Another notable detail is that Central Avenue coming south from downtown Chino turned and followed the route of today's El Prado Road ending near the City of Chino's sewage ponds at Pine Avenue.  A turnoff from Central crossed Chino Creek and then the 71  and that was Los Serranos Road, where an old store was at the corner of Pomona Rincon Road.  Los Serranos Road was cut off when the 71 Freeway was completed and some of the portion of it east of the freeway is Red Barn Court, for all the old red-colored barn that used to sit at the intersection of today's Fairfield Ranch Road.  This was all rerouted when Soquel Canyon Road was created in the 1990s.

Carbon Canyon Road technically ended at Pipeline Avenue in 1967, with the portion east known as Merrill Avenue and leading to the men's prison.  Merrill does still exist east of Euclid Avenue today, while Carbon Canyon, now Chino Hills Parkway, terminates at Central and the highway designation of 142 ends at the 71 Freeway.

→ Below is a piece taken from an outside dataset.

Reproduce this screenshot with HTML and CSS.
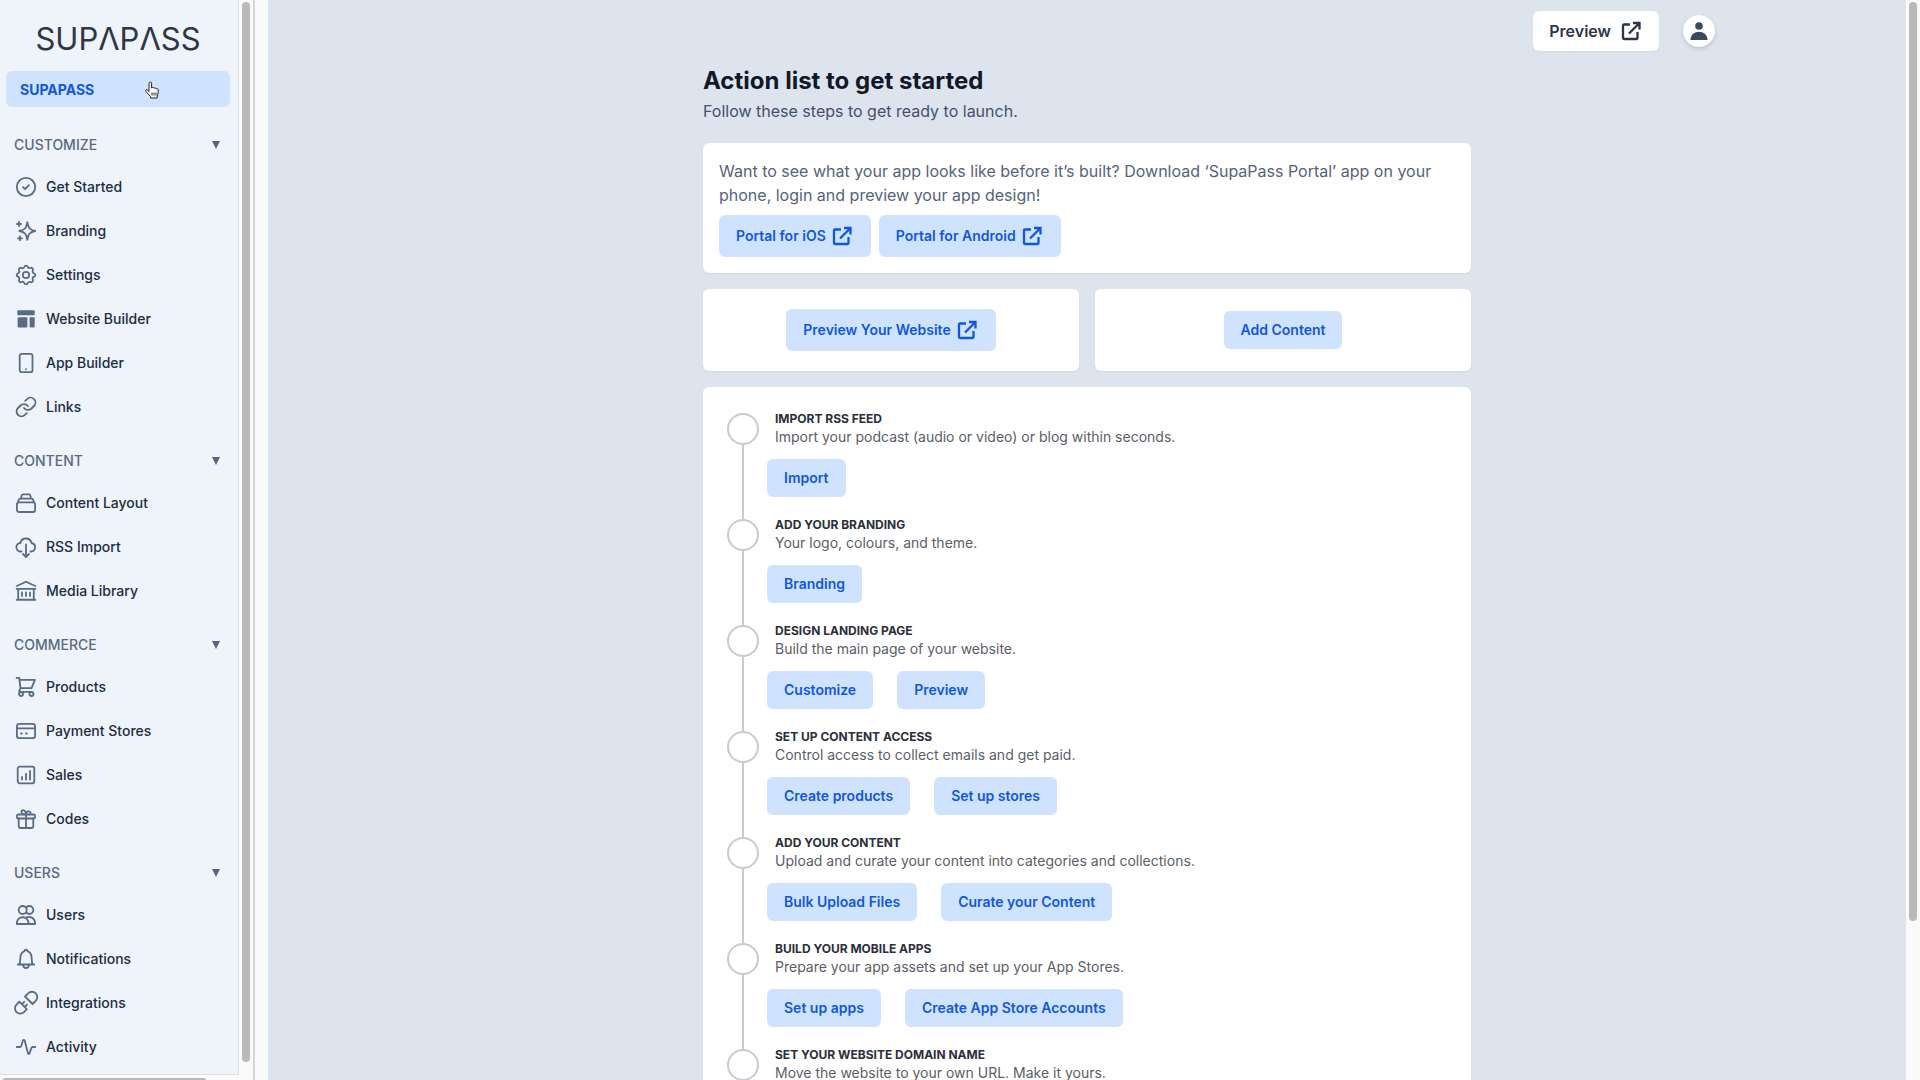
FILE: index.html
```
<!DOCTYPE html>
<html lang="en">

<head>
    <meta charset="utf-8">
    <title>SupaPass</title>
    <link rel="stylesheet" href="styles.css">
</head>

<body>
    <svg class="sprite" aria-hidden="true">
        <symbol id="i-external" viewBox="0 0 24 24">
            <path d="M11 5.500H5a1 1 0 0 0-1 1V19a1 1 0 0 0 1 1h12.500a1 1 0 0 0 1-1v-6" />
            <path d="M14 4h6.500v6.500M20 4.500L10 14.500" />
        </symbol>
    </svg>

    <aside class="side-panel">
        <div class="sidebar">
            <div class="logo" role="img" aria-label="SupaPass">SUPΛPΛSS</div>
            <button class="account-btn">SUPAPASS
                <svg class="hand" viewBox="0 0 16 18">
                    <path d="M5 10.500V2.300a1.300 1.300 0 0 1 2.600 0V7c.3-.8 2.200-.7 2.400.3.500-.7 2-.5 2.200.5.600-.6 2-.2 2 1v3c0 1.500-.8 2.200-1 3.200V17H6.500v-1.500L2 10.500c-1-1.300.6-2.600 1.800-1.400z" />
                    <path d="M8 11.500v3M10 11.500v3M12 11.500v3" />
                </svg>
            </button>

            <nav class="menu">
                <button class="menu-head">CUSTOMIZE <span class="arrow"></span></button>
                <a href="#" class="item">
                    <svg class="icon" viewBox="0 0 24 24"><circle cx="12" cy="12" r="9.200" /><path d="M9 12.200l2 1.800 4-3.800" /></svg>
                    Get Started</a>
                <a href="#" class="item">
                    <svg class="icon" viewBox="0 0 24 24"><path d="M13.300 3.200c.8 5.500 2.200 7.600 7.900 8.800-5.700 1.200-7.100 3.300-7.900 8.800-.8-5.500-2.200-7.600-7.900-8.800 5.700-1.200 7.100-3.300 7.900-8.800zM5 3v4M3 5h4M6 17.300v4M4 19.300h4" /></svg>
                    Branding</a>
                <a href="#" class="item">
                    <svg class="icon" viewBox="0 0 24 24"><circle cx="12" cy="12" r="3.200" /><path d="M10.300 3.900c.5-1.800 2.900-1.800 3.400 0a1.900 1.900 0 0 0 2.600 1.100c1.600-.9 3.400.9 2.500 2.500a1.900 1.900 0 0 0 1.200 2.800c1.700.5 1.700 2.900 0 3.400a1.900 1.900 0 0 0-1.200 2.800c.9 1.600-.9 3.400-2.500 2.500a1.900 1.900 0 0 0-2.600 1.100c-.5 1.800-2.900 1.800-3.400 0A1.900 1.900 0 0 0 7.600 19c-1.600.9-3.400-.9-2.500-2.500A1.900 1.900 0 0 0 4 13.700c-1.800-.5-1.800-2.900 0-3.400a1.900 1.900 0 0 0 1.100-2.800C4.200 5.900 6 4.100 7.600 5a1.900 1.900 0 0 0 2.700-1.100z" /></svg>
                    Settings</a>
                <a href="#" class="item">
                    <svg class="icon solid" viewBox="0 0 24 24"><rect x="3.300" y="3.300" width="17.400" height="5" rx="1" /><rect x="3.600" y="10.300" width="9.800" height="10.200" rx="1" /><rect x="15.600" y="10.300" width="5.100" height="10.200" rx="1" /></svg>
                    Website Builder</a>
                <a href="#" class="item">
                    <svg class="icon" viewBox="0 0 24 24"><rect x="5.700" y="2.800" width="12.800" height="18.400" rx="2" /><path d="M12 18.200v.1" /></svg>
                    App Builder</a>
                <a href="#" class="item">
                    <svg class="icon" viewBox="0 0 24 24"><path d="M10 13a5 5 0 0 0 7.500.500l2.500-2.500a4.700 4.700 0 0 0-6.900-6.900l-1.900 1.800M14 11a5 5 0 0 0-7.500-.500L4 13a4.700 4.700 0 0 0 6.900 6.900l1.900-1.800" /></svg>
                    Links</a>

                <button class="menu-head">CONTENT <span class="arrow"></span></button>
                <a href="#" class="item">
                    <svg class="icon" viewBox="0 0 24 24"><rect x="2.900" y="11.400" width="18.200" height="9.600" rx="2" /><path d="M4 11.400l.8-2.600a1.700 1.700 0 0 1 1.600-1.200h11.200a1.700 1.700 0 0 1 1.600 1.200l.8 2.600M7 7.600l.6-2.900A1.500 1.500 0 0 1 9 3.400h6a1.500 1.500 0 0 1 1.400 1.300l.6 2.900" /></svg>
                    Content Layout</a>
                <a href="#" class="item">
                    <svg class="icon" viewBox="0 0 24 24"><path d="M7.500 16.500h-.600A4.200 4.200 0 0 1 6.300 8a5.800 5.800 0 0 1 11.300 0 4.300 4.300 0 0 1-.5 8.500h-.6M12 9.500v12M9 19l3 3 3-3" /></svg>
                    RSS Import</a>
                <a href="#" class="item">
                    <svg class="icon" viewBox="0 0 24 24"><path d="M2.800 7L12 2.800 21.200 7M4.200 9.800h15.600v10.800H4.200zM2.600 9.800h18.800M2.600 20.800h18.800M8 13.500v3.500M12 13.500v3.500M16 13.500v3.500" /></svg>
                    Media Library</a>

                <button class="menu-head">COMMERCE <span class="arrow"></span></button>
                <a href="#" class="item">
                    <svg class="icon" viewBox="0 0 24 24"><path d="M2.600 2.900h2.600l1.300 10.300h11l3.400-8.400H5.500M6.500 13.200l-1.200 2.600c-.2.500 0 1 .6 1H17" /><circle cx="7" cy="19" r="2" /><circle cx="17.500" cy="19" r="2" /></svg>
                    Products</a>
                <a href="#" class="item">
                    <svg class="icon" viewBox="0 0 24 24"><rect x="2.900" y="4.800" width="18.200" height="14.400" rx="2.500" /><path d="M3 9.300h18M7 14.500h.8M12 14.500h.8" /></svg>
                    Payment Stores</a>
                <a href="#" class="item">
                    <svg class="icon" viewBox="0 0 24 24"><rect x="3.700" y="3.700" width="16.600" height="16.600" rx="2" /><path d="M8 14v2.500M12 11v5.500M16 8v8.500" /></svg>
                    Sales</a>
                <a href="#" class="item">
                    <svg class="icon" viewBox="0 0 24 24"><rect x="2.900" y="7.500" width="18.200" height="4" rx="1.500" /><path d="M4.700 11.500v7.500a2 2 0 0 0 2 2h10.600a2 2 0 0 0 2-2v-7.500M12 7.500v13.500M12 7.300c-1.300.4-4.600 0-4.600-2.300 0-2.600 4.300-2.800 4.600 2.300.3-3.800 4.600-3.600 4.600-1.300 0 .8-.6 1.300-1 1.500" /></svg>
                    Codes</a>

                <button class="menu-head">USERS <span class="arrow"></span></button>
                <a href="#" class="item">
                    <svg class="icon" viewBox="0 0 24 24"><circle cx="8.700" cy="7" r="4" /><path d="M12.200 4.600a4 4 0 1 1 0 4.800M2.800 21c-.3-9 12-9 11.800 0zM11.500 14.800c4-2.300 9.800-.3 9.600 6.200h-6.500" /></svg>
                    Users</a>
                <a href="#" class="item">
                    <svg class="icon" viewBox="0 0 24 24"><path d="M3.800 17.500h16.400M5.500 17.500c1-3 .5-6.500 1.300-9.500.6-2.400 2.500-3.500 3.600-3.900.3-1.800 2.900-1.800 3.200 0 1.100.4 3 1.500 3.600 3.900.8 3 .3 6.500 1.300 9.500M9 17.700c.2 4.400 5.800 4.400 6 0" /></svg>
                    Notifications</a>
                <a href="#" class="item">
                    <svg class="icon" viewBox="0 0 24 24"><path d="M11 5.500l3.200-3.200a5.300 5.300 0 0 1 7.500 7.500L18.500 13zM5.300 10.700l-2.800 2.900a5.300 5.300 0 0 0 7.500 7.500l2.800-2.900zM7.800 13.200l2.400-2.400M10.600 16l2.400-2.400" /></svg>
                    Integrations</a>
                <a href="#" class="item">
                    <svg class="icon" viewBox="0 0 24 24"><path d="M2.800 12H6c.6 0 .9-.3 1.200-1l1.700-5.300c.3-1 1.500-1 1.800 0l3.300 12.600c.3 1 1.300 1 1.600 0l1.700-5.200c.3-.8.6-1.100 1.400-1.100h2.500" /></svg>
                    Activity</a>
            </nav>
        </div>
        <div class="scroll-y side-scroll"></div>
        <div class="scroll-x"></div>
    </aside>

    <main class="main">
        <header class="topbar">
            <button class="preview-btn">Preview <svg class="ext"><use href="#i-external" /></svg></button>
            <button class="avatar" aria-label="Account">
                <svg viewBox="0 0 20 20"><circle cx="10" cy="5" r="3.800" /><path d="M1.500 19c0-11 17-11 17 0z" /></svg>
            </button>
        </header>

        <div class="content">
            <h1>Action list to get started</h1>
            <p class="subtitle">Follow these steps to get ready to launch.</p>

            <section class="card portal">
                <p>Want to see what your app looks like before it’s built? Download ‘SupaPass Portal’ app on your phone, login and preview your app design!</p>
                <div class="portal-btns">
                    <a href="#" class="btn">Portal for iOS <svg class="ext"><use href="#i-external" /></svg></a>
                    <a href="#" class="btn">Portal for Android <svg class="ext"><use href="#i-external" /></svg></a>
                </div>
            </section>

            <div class="two-cards">
                <section class="card">
                    <a href="#" class="btn">Preview Your Website <svg class="ext"><use href="#i-external" /></svg></a>
                </section>
                <section class="card">
                    <a href="#" class="btn">Add Content</a>
                </section>
            </div>

            <ol class="card steps">
                <li class="step">
                    <h2>IMPORT RSS FEED</h2>
                    <p>Import your podcast (audio or video) or blog within seconds.</p>
                    <div class="step-btns"><button class="btn">Import</button></div>
                </li>
                <li class="step">
                    <h2>ADD YOUR BRANDING</h2>
                    <p>Your logo, colours, and theme.</p>
                    <div class="step-btns"><button class="btn">Branding</button></div>
                </li>
                <li class="step">
                    <h2>DESIGN LANDING PAGE</h2>
                    <p>Build the main page of your website.</p>
                    <div class="step-btns"><button class="btn">Customize</button><button class="btn">Preview</button></div>
                </li>
                <li class="step">
                    <h2>SET UP CONTENT ACCESS</h2>
                    <p>Control access to collect emails and get paid.</p>
                    <div class="step-btns"><button class="btn">Create products</button><button class="btn">Set up stores</button></div>
                </li>
                <li class="step">
                    <h2>ADD YOUR CONTENT</h2>
                    <p>Upload and curate your content into categories and collections.</p>
                    <div class="step-btns"><button class="btn">Bulk Upload Files</button><button class="btn">Curate your Content</button></div>
                </li>
                <li class="step">
                    <h2>BUILD YOUR MOBILE APPS</h2>
                    <p>Prepare your app assets and set up your App Stores.</p>
                    <div class="step-btns"><button class="btn">Set up apps</button><button class="btn">Create App Store Accounts</button></div>
                </li>
                <li class="step">
                    <h2>SET YOUR WEBSITE DOMAIN NAME</h2>
                    <p>Move the website to your own URL. Make it yours.</p>
                </li>
            </ol>
        </div>
    </main>
    <div class="scroll-y page-scroll"></div>
</body>

</html>
```

FILE: styles.css
```
*,
*::before,
*::after {
    box-sizing: border-box;
    margin: 0;
    padding: 0;
}

body {
    display: flex;
    height: 100vh;
    overflow: hidden;
    font-family: Inter, sans-serif;
    font-size: 14px;
    line-height: 20px;
    background: #fafafa;
}

button {
    font: inherit;
    border: none;
    background: none;
    cursor: pointer;
}

a {
    text-decoration: none;
}

.sprite {
    display: none;
}

/* sidebar */
.side-panel {
    display: grid;
    grid-template-columns: 239px 14px;
    grid-template-rows: 1fr 5px;
    border-right: 2px solid #d3d5d9;
    margin-right: 13px;
    flex-shrink: 0;
}

.sidebar {
    overflow: hidden;
    padding: 16px 8px 0 6px;
    background: #eff3fa;
    border-right: 1px solid #dcdfe6;
    border-bottom: 1px solid #dcdfe6;
}

.logo {
    height: 46px;
    margin-bottom: 9px;
    line-height: 46px;
    text-align: center;
    font-size: 31px;
    font-weight: 400;
    color: #2d3748;
}

.account-btn {
    display: flex;
    align-items: center;
    justify-content: space-between;
    width: 100%;
    height: 36px;
    padding: 2px 70px 0 14px;
    border-radius: 6px;
    background: #cfe3ff;
    color: #1058db;
    font-weight: 700;
}

.hand {
    width: 16px;
    height: 18px;
    fill: #fff;
    stroke: #222;
    stroke-width: 1;
}

.menu {
    padding-top: 6px;
}

.menu-head {
    display: flex;
    align-items: center;
    justify-content: space-between;
    width: 100%;
    height: 24px;
    margin: 20px 0 8px;
    padding: 0 10px 0 8px;
    color: #5a6980;
    font-weight: 500;
}

.arrow {
    border: 4px solid transparent;
    border-top: 8px solid #56657c;
    border-bottom: 0;
}

.item {
    display: flex;
    align-items: center;
    gap: 8px;
    height: 44px;
    padding-left: 8px;
    color: #212d40;
    font-weight: 500;
}

.icon {
    width: 24px;
    height: 24px;
    overflow: visible;
    fill: none;
    stroke: #5a6b85;
    stroke-width: 1.8;
    stroke-linecap: round;
    stroke-linejoin: round;
}

.icon.solid {
    fill: #5a6b85;
    stroke: none;
}

/* scrollbars */
.scroll-y::before,
.scroll-x::before {
    content: "";
    display: block;
    border-radius: 4px;
    background: #b9b9b9;
}

.scroll-y {
    padding: 2px 3px;
}

.scroll-y::before {
    width: 8px;
}

.side-scroll::before {
    height: 99%;
}

.page-scroll {
    width: 14px;
    flex-shrink: 0;
}

.page-scroll::before {
    height: 85.4%;
}

.scroll-x {
    overflow: hidden;
    padding: 3px 2px 0;
}

.scroll-x::before {
    width: 205px;
    height: 8px;
}

/* main */
.main {
    flex: 1;
    overflow: hidden;
    background: #dde4ee;
}

.topbar {
    display: flex;
    align-items: center;
    justify-content: flex-end;
    gap: 24px;
    max-width: 1280px;
    margin: 0 auto;
    padding: 11px 12px 0;
}

.preview-btn {
    display: flex;
    align-items: center;
    gap: 8px;
    height: 40px;
    padding: 0 16px;
    border-radius: 6px;
    background: #fff;
    color: #2d3748;
    font-size: 16px;
    font-weight: 600;
    box-shadow: 0 1px 2px rgba(0, 0, 0, 0.05);
}

.avatar {
    display: flex;
    align-items: center;
    justify-content: center;
    width: 32px;
    height: 32px;
    border-radius: 50%;
    background: #fff;
    box-shadow: 0 2px 4px rgba(0, 0, 0, 0.15);
}

.avatar svg {
    width: 20px;
    height: 20px;
    fill: #3c485c;
}

.content {
    max-width: 768px;
    margin: 0 auto;
    padding-top: 14px;
}

h1 {
    font-size: 24px;
    line-height: 32px;
    font-weight: 700;
    color: #111827;
}

.subtitle {
    margin: 2px 0 20px;
    font-size: 16px;
    line-height: 24px;
    color: #44516a;
}

.card {
    border-radius: 6px;
    background: #fff;
    box-shadow: 0 1px 2px rgba(0, 0, 0, 0.05);
}

.portal {
    padding: 16px;
}

.portal p {
    font-size: 16px;
    line-height: 24px;
    color: #55637a;
}

.portal-btns {
    display: flex;
    gap: 8px;
    margin-top: 8px;
}

.btn {
    display: inline-flex;
    align-items: center;
    gap: 4px;
    padding: 8px 16px;
    border: 1px solid transparent;
    border-radius: 6px;
    background: #cfe3ff;
    color: #1058db;
    font-weight: 600;
}

.ext {
    width: 24px;
    height: 24px;
    fill: none;
    stroke: currentColor;
    stroke-width: 2.3;
}

.two-cards {
    display: grid;
    grid-template-columns: 1fr 1fr;
    gap: 16px;
    margin: 16px 0;
}

.two-cards .card {
    display: flex;
    align-items: center;
    justify-content: center;
    padding: 20px;
}

.steps {
    padding: 24px;
    list-style: none;
}

.step {
    position: relative;
    min-height: 106px;
    padding-left: 48px;
}

/* line joining the circles */
.step::before {
    content: "";
    position: absolute;
    top: 34px;
    bottom: -2px;
    left: 15px;
    width: 2px;
    background: #c9cacd;
}

.step::after {
    content: "";
    position: absolute;
    top: 2px;
    left: 0;
    width: 32px;
    height: 32px;
    border: 2px solid #c9cacd;
    border-radius: 50%;
}

.step h2 {
    font-size: 12px;
    line-height: 16px;
    font-weight: 700;
    color: #2b2f3a;
}

.step p {
    color: #5b5e68;
}

.step-btns {
    display: flex;
    gap: 24px;
    margin: 12px 0 0 -8px;
}
```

Finally, the area west of Glenmeade and Los Serranos was undeveloped hilllands leading west along Carbon Canyon Road to about where the base of the S-curve climbs to the summit where Carbon Canyon geologically began.  The area where it says "Little Chino [Creek]" is today's Gordon Ranch area of Chino Hills.

This map shows a portion of Carbon Canyon heading west into the hills and curving southwest past a dirt road that led into the Gordon Ranch (discussed in this blog previously.)  That dirt road is the extension of Chino Hills Parkway north towards the 60 Freeway.  It appears that the western edge of the map shows Carbon Canyon Road just as it gets to the bottom of the S-curve where Old Carbon Canyon Road is today.

Maps like this Prado Dam Quadrangle can be very useful for those who like to compare how areas are laid out and used today to how they were in the past, especially somewhere like Chino Hills which has developed relatively recently and changed dramatically within the last several decades.